20. The vibrating ring resonator assembly as claimed in claim 19, wherein said spring supports have a resiliently deformable circular closed geometric shape, on the application of the threshold force, the outer resonator ring being movable from a rest orientation wherein said outer peripheral surface is spaced concentrically a substantially constant distance from central anchor axis, to a deformed and/or displaced position, with portions of the outer peripheral surface moved different radial distances from the axis, the spring supports resiliently biasing the outer resonator ring towards the rest orientation.

21. The vibrating ring resonator assembly as claimed in claim 20, wherein said predetermined threshold force comprises at least one force component selected from the group consisting of a Coriolis force, comprising an acceleration force component, a deceleration force component, and a gravitational force component.

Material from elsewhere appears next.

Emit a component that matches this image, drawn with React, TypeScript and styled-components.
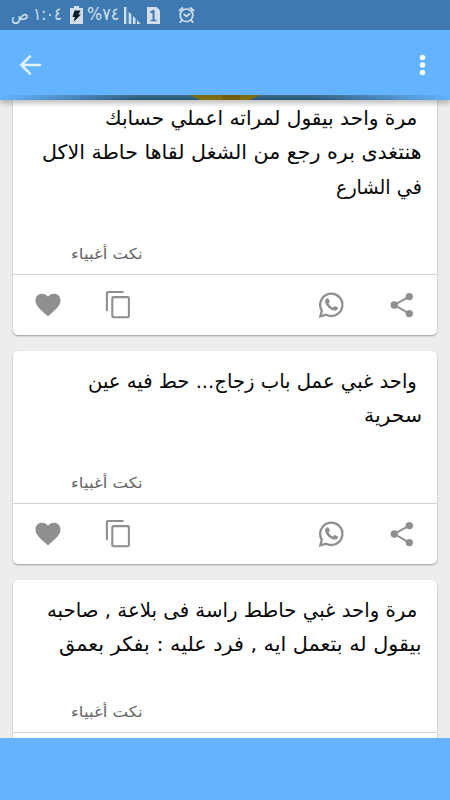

22. The vibrating ring resonator assembly as claimed in claim 20, wherein each of the spring supports have a thickness selected at between about 10 and 100 microns, preferably between 30 and about 80 microns, and a height of between about 10 and 20 microns and preferably about 10 and 20 microns; and

wherein the outer resonator ring has a height thickness selected at between about 10 and 100 microns, preferably between 30 and about 80 microns, and a width of between about 10 and 30 microns and preferably about 10 and 20 microns.

23. The vibration ring resonator assembly as claimed in claim 22, wherein the spring supports have a radial diameter selected at between about 0.2 to 0.45, preferably 0.3 to 0.4 times a radial diameter of the outer resonator ring.